Hätte die Operation „Walküre“ ein glückliches Ende gefunden, wäre Ludwig Beck provisorisches Staatsoberhaupt eines neuen und demokratischen Deutschlands geworden. Für den Bezirk Steglitz-Zehlendorf ist es Ehre und Verpflichtung zugleich, das Erbe der bürgerlichen und militärischen Widerstandbewegung gegen das NS-Regime zu pflegen und die Erinnerung daran wachzuhalten.

Der Berliner Südwesten war eine der Keimzellen des Widerstands, die christliche Überzeugung vieler Protagonisten eine wesentliche Triebfeder. Nicht nur der „Kreisauer Kreis“ um Peter Graf Yorck von Wartenburg ist auf das Engste mit unserem Bezirk verbunden, auch Pastor Martin Niemöller von der „Bekennenden Kirche“, dessen Gemeinde in Dahlem lag, wirkte hier.

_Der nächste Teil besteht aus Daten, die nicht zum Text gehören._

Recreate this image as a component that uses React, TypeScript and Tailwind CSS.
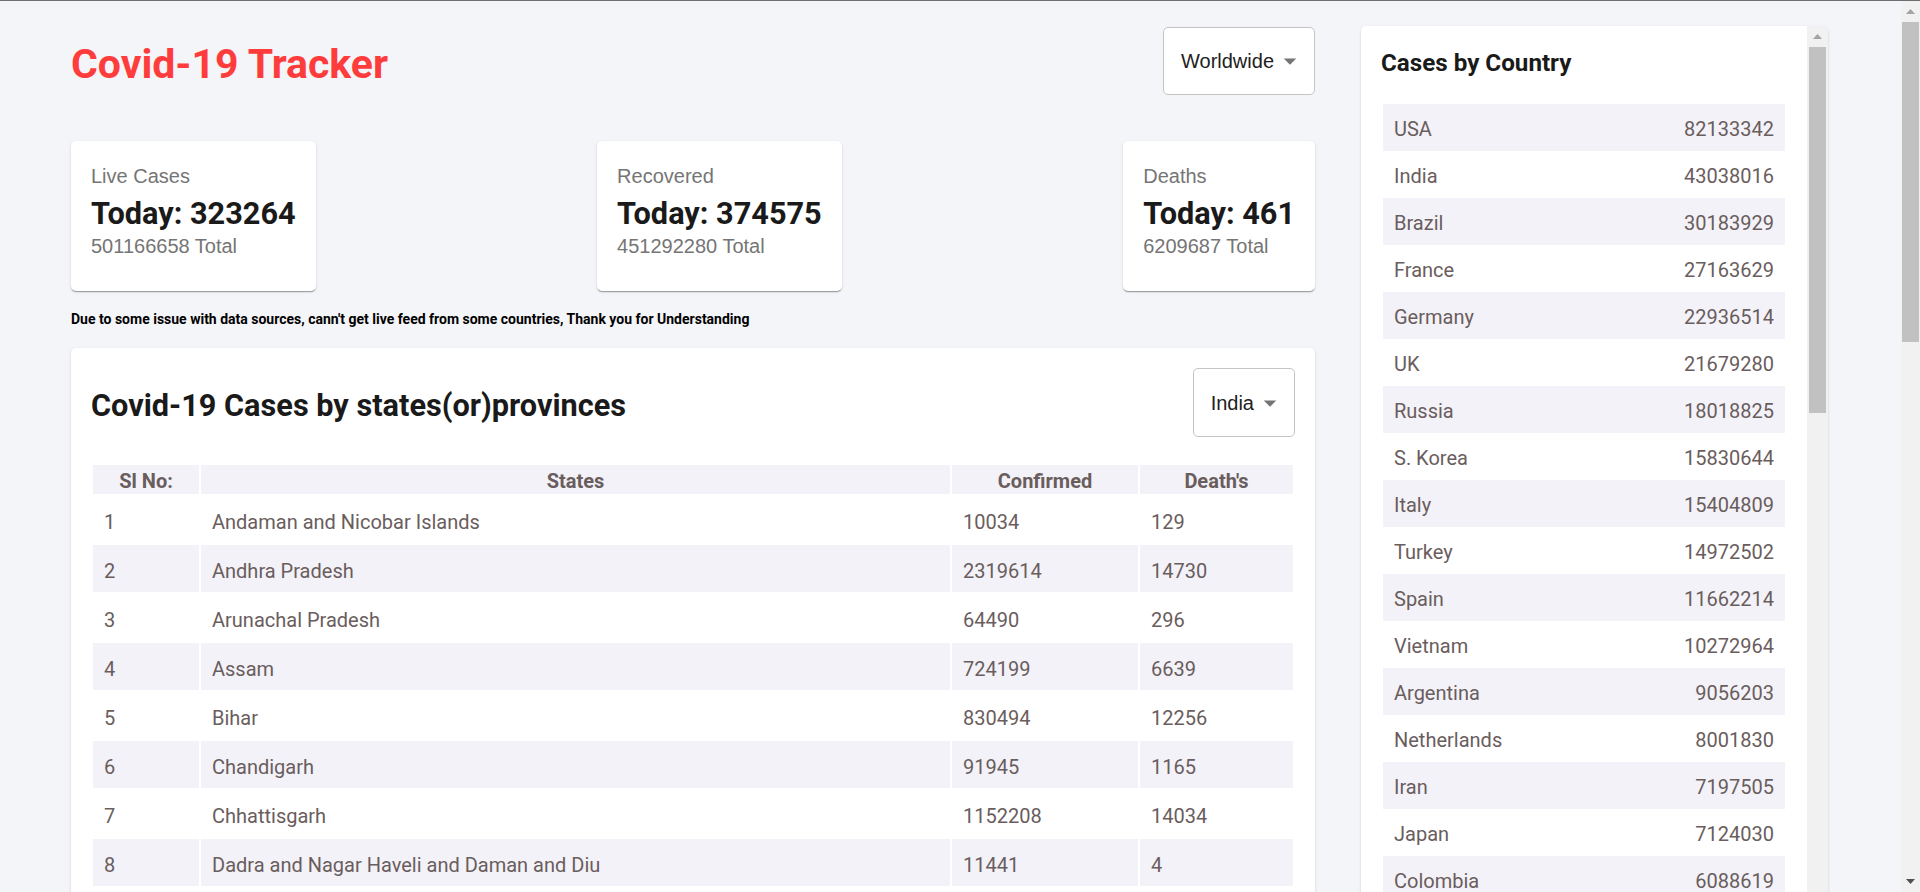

Stellvertretend für alle, die am Widerstand des 20. Juli beteiligt waren, soll besonders an Graf Stauffenberg und Ludwig Beck erinnert werden. Hierzu lädt das Bezirksamt, vertreten durch Bezirksstadtrat Frank Mückisch, zu zwei aufeinander folgenden Feierstunden an unterschiedlichen Orten ein: zunächst in die Tristanstraße, danach in die Goethestraße.

Der Bezirk freut sich, mit Diplom-Pädagogin Elisabeth Heidötting-Shah von der „Gedenkstätte Deutscher Widerstand“ eine sachkundige Referentin gewonnen zu haben. Umrahmt wird die Gedenkrede durch einen feierlichen Musikbeitrag.

Beginn ist am 20. Juli 2019 um 10:00 Uhr am Standort Tristanstraße 8-10, 14109 Berlin-Nikolassee. Um 12:00 Uhr wird die Veranstaltung am Standort Goethestraße 24, 12207 Berlin-Lichterfelde fortgesetzt.